No Days Glass Fusing Adhesive is a heat set adhesive that cures strong and burns off in the kiln leaving no residue.
The adhesive is available in packs of 25, 50 and 100 one inch Squares that can easily be cut to size with scissors or a razor and placed between layers of glass.
For this sample piece, I’m placing the No Days Glass Fusing Adhesive in the middle of the square on the left, and at the corners of the square on the right to illustrate the importance of where you place the adhesive. This concept applies to all adhesives, and you will see the result after the piece comes out of the kiln. But first, we need to activate the adhesive.
Using a heat gun on low, begin gradually heating the piece from 4-6 inches away.

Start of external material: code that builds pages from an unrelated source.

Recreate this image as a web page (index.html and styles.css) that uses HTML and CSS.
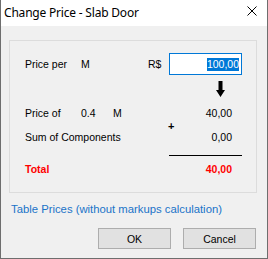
FILE: index.html
```html
<!DOCTYPE html>
<html lang="en">

<head>
    <meta charset="UTF-8">
    <meta name="viewport" content="width=device-width, initial-scale=1.0">
    <link rel="stylesheet" href="styles.css">
</head>

<body>
    <div class="window">
        <div class="title-bar">
            <span class="title-text">Change Price - Slab Door</span>
            <svg class="close-icon" width="10" height="10" viewBox="0 0 10 10">
                <path d="M0.5 0.5 L9.5 9.5 M9.5 0.5 L0.5 9.5" stroke="#000" stroke-width="1" fill="none" />
            </svg>
        </div>
        <div class="client">
            <div class="group-box">
                <div class="row row-input">
                    <span class="col-label">Price per</span>
                    <span class="col-unit">M</span>
                    <span class="col-currency">R$</span>
                    <div class="price-input"><span class="selected">100,00</span></div>
                </div>
                <div class="row row-arrow">
                    <svg class="arrow-icon" width="9" height="16" viewBox="0 0 9 16">
                        <path d="M2.5 0 H6.5 V9 H9 L4.5 16 L0 9 H2.5 Z" fill="#000" />
                    </svg>
                </div>
                <div class="row row-text">
                    <span class="col-label">Price of</span>
                    <span class="col-qty">0.4</span>
                    <span class="col-qty-unit">M</span>
                    <span class="col-amount">40,00</span>
                </div>
                <div class="row row-plus">
                    <span class="plus">+</span>
                </div>
                <div class="row row-text">
                    <span class="col-wide">Sum of Components</span>
                    <span class="col-amount">0,00</span>
                </div>
                <div class="sum-line"></div>
                <div class="row row-text total">
                    <span class="col-wide">Total</span>
                    <span class="col-amount">40,00</span>
                </div>
            </div>
            <div class="link">Table Prices (without markups calculation)</div>
            <div class="buttons">
                <button class="btn">OK</button>
                <button class="btn">Cancel</button>
            </div>
        </div>
    </div>
</body>

</html>
```

FILE: styles.css
```css
body {
    margin: 0;
    background-color: #ffffff;
}

.window {
    width: 268px;
    height: 259px;
    box-sizing: border-box;
    border: 1px solid #6e6e6e;
    border-top: none;
    display: flex;
    flex-direction: column;
    background-color: #f0f0f0;
    font-family: 'Liberation Sans', Arial, sans-serif;
    font-size: 10.5px;
    color: #000000;
}

.title-bar {
    height: 26px;
    flex-shrink: 0;
    background-color: #ffffff;
    display: flex;
    align-items: center;
    padding-left: 3px;
    padding-right: 10px;
    justify-content: space-between;
}

.title-text {
    font-family: 'Noto Sans', sans-serif;
    font-size: 12px;
    letter-spacing: -0.2px;
    margin-top: -1px;
}

.close-icon {
    margin-top: -4px;
}

.client {
    flex: 1;
    display: flex;
    flex-direction: column;
}

.group-box {
    margin: 14px 0 0 8px;
    width: 248px;
    height: 153px;
    box-sizing: border-box;
    border: 1px solid #dcdcdc;
    padding: 12px 0 0 15px;
}

.row {
    display: flex;
    align-items: center;
}

.row-input {
    height: 22px;
}

.row-text {
    height: 13px;
    line-height: 13px;
}

.col-label {
    width: 56px;
}

.col-unit {
    width: 67px;
}

.col-currency {
    width: 21px;
}

.col-qty {
    width: 32px;
}

.col-qty-unit {
    width: 56px;
}

.col-wide {
    width: 144px;
}

.col-amount {
    width: 63px;
    text-align: right;
}

.price-input {
    width: 73px;
    height: 22px;
    box-sizing: border-box;
    border: 1px solid #0078d7;
    background-color: #ffffff;
    display: flex;
    align-items: center;
    justify-content: flex-end;
    padding-right: 2px;
}

.selected {
    background-color: #0078d7;
    color: #ffffff;
    line-height: 13px;
}

.row-arrow {
    height: 16px;
    margin-top: 6px;
    margin-bottom: 10px;
    padding-left: 191px;
}

.row-plus {
    height: 11px;
    padding-left: 143px;
    align-items: flex-end;
}

.plus {
    font-weight: bold;
    font-size: 11px;
    line-height: 9px;
}

.sum-line {
    width: 73px;
    height: 1px;
    background-color: #000000;
    margin: 11px 0 7px 144px;
}

.total {
    color: #ff0000;
    font-weight: bold;
}

.link {
    color: #1a73c8;
    font-size: 11.3px;
    margin: 10px 0 0 10px;
    line-height: 13px;
}

.buttons {
    display: flex;
    justify-content: flex-end;
    gap: 12px;
    margin: 12px 11px 0 0;
}

.btn {
    width: 73px;
    height: 21px;
    border: 1px solid #adadad;
    background-color: #e1e1e1;
    font-family: 'Liberation Sans', Arial, sans-serif;
    font-size: 10.5px;
    color: #000000;
    padding: 0;
}
```
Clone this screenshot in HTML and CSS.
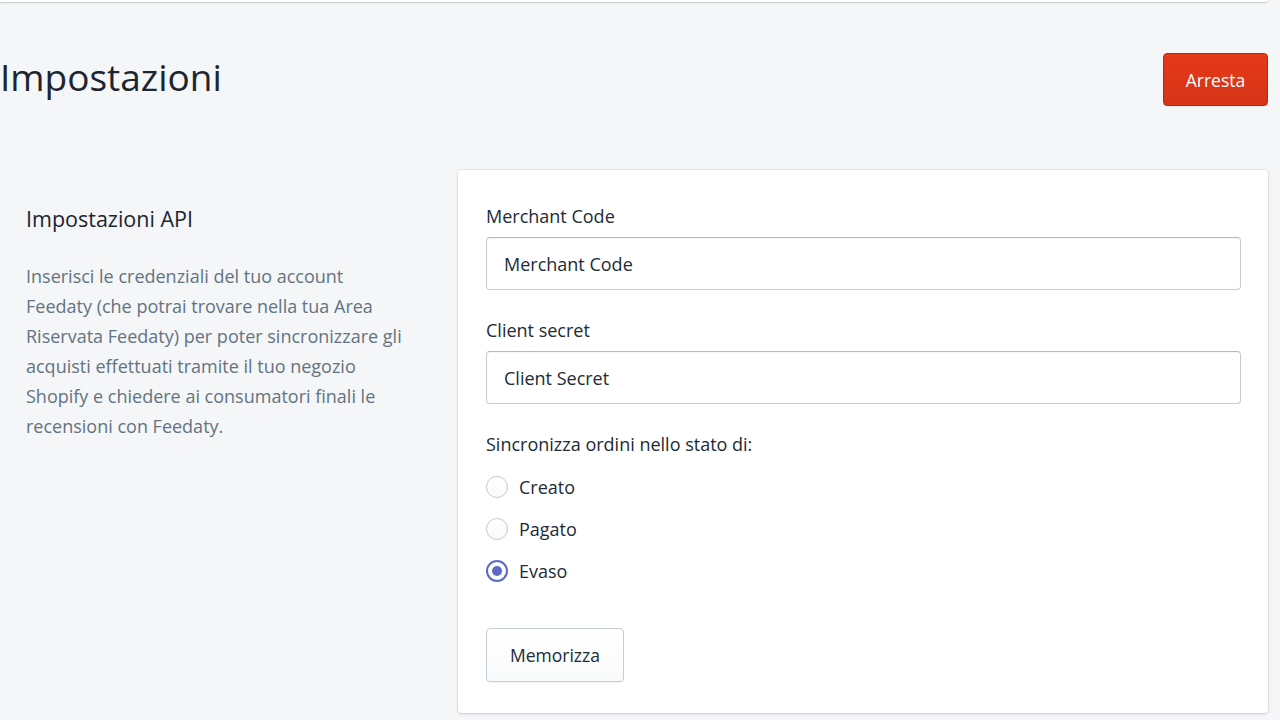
FILE: index.html
```html
<!DOCTYPE html>
<html lang="it">
<head>
<meta charset="utf-8">
<title>Impostazioni</title>
<link rel="stylesheet" href="styles.css">
</head>
<body>
<div class="page">
  <div class="topbar"></div>
  <header class="page-header">
    <h1 class="page-title">Impostazioni</h1>
    <button class="btn btn-destructive" type="button">Arresta</button>
  </header>
  <section class="layout">
    <div class="annotation">
      <h2 class="annotation-title">Impostazioni API</h2>
      <p class="annotation-text">Inserisci le credenziali del tuo account Feedaty (che potrai trovare nella tua Area Riservata Feedaty) per poter sincronizzare gli acquisti effettuati tramite il tuo negozio Shopify e chiedere ai consumatori finali le recensioni con Feedaty.</p>
    </div>
    <div class="card">
      <div class="field">
        <label class="label" for="merchant">Merchant Code</label>
        <input class="input" id="merchant" type="text" value="Merchant Code">
      </div>
      <div class="field">
        <label class="label" for="secret">Client secret</label>
        <input class="input" id="secret" type="text" value="Client Secret">
      </div>
      <div class="field">
        <div class="label">Sincronizza ordini nello stato di:</div>
        <ul class="choices">
          <li class="choice"><span class="radio"></span><span class="choice-label">Creato</span></li>
          <li class="choice"><span class="radio"></span><span class="choice-label">Pagato</span></li>
          <li class="choice"><span class="radio radio-checked"></span><span class="choice-label">Evaso</span></li>
        </ul>
      </div>
      <div class="actions">
        <button class="btn btn-basic" type="button">Memorizza</button>
      </div>
    </div>
  </section>
</div>
</body>
</html>
```

FILE: styles.css
```css
* { box-sizing: border-box; }

html, body {
  margin: 0;
  padding: 0;
  background: #f4f6f8;
  font-family: "Open Sans", "Noto Sans", sans-serif;
  color: #212b36;
  overflow: hidden;
}

.page {
  width: 1268px;
  height: 720px;
}

.topbar {
  height: 2px;
  width: 1267px;
  background: #fff;
  box-shadow: 0 1px 2px rgba(63, 63, 68, 0.2), 0 0 0 1px rgba(200, 220, 180, 0.35);
}

.page-header {
  display: flex;
  justify-content: space-between;
  align-items: flex-start;
  padding-top: 51px;
  height: 168px;
}

.page-title {
  margin: 0;
  font-size: 37px;
  font-weight: 400;
  line-height: 48px;
  color: #1c2530;
}

.btn {
  font-family: inherit;
  font-size: 17.5px;
  border-radius: 4px;
  cursor: pointer;
}

.btn-destructive {
  margin-top: 0;
  width: 105px;
  height: 53px;
  color: #fff;
  background: linear-gradient(to bottom, #e6391a, #d53417);
  border: 1px solid #b02b13;
  box-shadow: inset 0 1px 0 0 #e73b1c, 0 1px 0 0 rgba(22, 29, 37, 0.05);
}

.layout {
  display: flex;
  align-items: flex-start;
}

.annotation {
  width: 458px;
  padding: 0 26px;
}

.annotation-title {
  margin: 35px 0 0;
  font-size: 21.5px;
  font-weight: 400;
  line-height: 28px;
  color: #1c2530;
}

.annotation-text {
  margin: 28px 0 0;
  width: 382px;
  font-size: 18px;
  line-height: 30px;
  color: #637381;
}

.card {
  width: 810px;
  height: 543px;
  background: #fff;
  border-radius: 4px;
  box-shadow: 0 0 0 1px rgba(63, 63, 68, 0.06), 0 1px 3px 0 rgba(63, 63, 68, 0.18);
  padding: 32px 27px 0 28px;
}

.field + .field {
  margin-top: 26px;
}

.label {
  display: block;
  font-size: 18px;
  line-height: 28px;
  color: #212b36;
}

.input {
  display: block;
  width: 100%;
  height: 53px;
  margin-top: 7px;
  padding: 0 17px;
  font-family: inherit;
  font-size: 18px;
  color: #212b36;
  background: #fff;
  border: 1px solid #c4cdd5;
  border-top-color: #aebac4;
  border-radius: 4px;
  box-shadow: inset 0 1px 0 0 rgba(99, 115, 129, 0.05);
  outline: none;
}

.choices {
  list-style: none;
  margin: 8px 0 0;
  padding: 0;
}

.choice {
  display: flex;
  align-items: center;
  height: 42px;
}

.radio {
  width: 22px;
  height: 22px;
  border-radius: 50%;
  border: 1px solid #c4cdd5;
  background: linear-gradient(to bottom, #fff, #f9fafb);
  box-shadow: 0 0 0 1px rgba(0, 0, 0, 0.02);
  display: flex;
  align-items: center;
  justify-content: center;
  flex: none;
}

.radio-checked {
  border: 2px solid #5c6ac4;
}

.radio-checked::after {
  content: "";
  width: 10px;
  height: 10px;
  border-radius: 50%;
  background: #5c6ac4;
}

.choice-label {
  margin-left: 11px;
  font-size: 18px;
  color: #212b36;
}

.actions {
  margin-top: 36px;
}

.btn-basic {
  width: 138px;
  height: 54px;
  color: #212b36;
  background: linear-gradient(to bottom, #fff, #f9fafb);
  border: 1px solid #c4cdd5;
  box-shadow: 0 1px 0 0 rgba(22, 29, 37, 0.05);
}
```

If there are very small pieces of glass in your pattern, begin heating from 8-10 inches away, as the force of the hot air can blow them away.
With smaller jewelry sized pieces of glass, you won’t have to worry quite so much about thermal shock, but if you’re working with larger pieces like plates, you’ll really need to think about even heat. Like a glass blower or bead maker, you’ll have to “flash” your glass with heat by going over the whole piece with the heat gun to make sure that the heat differential isn’t enough to cause thermal shock. Without getting too technical, basically, you need to move in circles over your piece with the heat gun and not concentrate the heat in one spot for too long.
If the glass is transparent, you can see when the adhesive liquifies. Otherwise, you can use a tool to push on the glass and feel if the adhesive has melted. If the glass doesn’t move or it skids, then the adhesive hasn’t been heated enough. Continue heating. If the glass glides when you push on it, then you can stop heating and let the adhesive set.
When you’ve finished heating, make sure to set the heat gun aside with the point facing up. This allows the residual heat to rise up away from the heating elements and ensures a longer life for your heat gun.
While the pieces are still warm, you can make slight adjustments in placement, straightening any pieces that may have moved out of place or weren’t exactly where you wanted them. It takes one to two minutes for the adhesive to fully cool and set up.
At this point, the pieces are very secure. You can pick up the glass pieces and easily transport them to your kiln.
Before firing your pieces, you’ll want to make sure that your kiln is slightly vented, so that any vapors from kiln paper or the adhesive can escape the kiln. Venting your kiln can be as simple as placing a couple layers of fiber paper between the lid and your kiln.
Here is a conservative SAMPLE Firing schedule for a 2 layer piece of glass up to 12”. Remember that all kilns fire differently and the type of glass and placement of glass in the kiln will affect the firing schedule you use. It’s good to keep a journal of your firing schedules for reference so you can change them as needed. Both Bullseye and Spectrum websites are great resources for information on firing schedules.
Back to the sample piece...Remember the placement of the adhesive? On the left, the adhesive was in the middle of the small square, but on the right the adhesive was placed at the corners. If the adhesive is placed in the middle of the glass pieces, there is a greater chance that the glass will seal at the edges before the adhesive can fully burn off, creating more large bubbles. Smaller bubbles will happen with fused glass when air gets trapped under the glass. If you’re interested in trying to get rid of these smaller bubbles, you’ll have to slow down your firing schedule in the “bubble soak” range.
When building designs with the fusing adhesive, you’ll need to remember that your glass pieces will need to support themselves before the adhesive is activated.
As the kiln heats up, the adhesive starts to liquify and can act as a lubricant at low temperatures. To prevent your pieces from sliding around, you need to make sure that the pieces of glass can be supported on their own. If the adhesive is the only thing holding the pieces from falling over, then the glass will definitely slide and fall in the kiln. As with any adhesive, the burn off temperature is well below the fusing temperature where glass actually starts to stick to itself, so the main purpose of any adhesive is to allow you to easily transport a project to the kiln.
Occasionally, you may run into a piece of glass that simply needs two layers of adhesive in order to stick.
If you’ve heat set the adhesive, then find a piece that is misplaced, needs to be straightened or removed, you can reheat to soften the adhesive and remove the piece. Wipe away any excess adhesive while it’s warm. Any residue will burn off in the kiln. (You can use mineral spirits to remove any residue, as well. However, you need to make sure that you clean the mineral spirits, as it may leave a hazy residue).
When working with iridized or dichroic glass, be aware that the adhesive can distort or texturize the metallic coating. If using the adhesive on these glasses, it’s best to test on a small sample piece to see if you like the effects.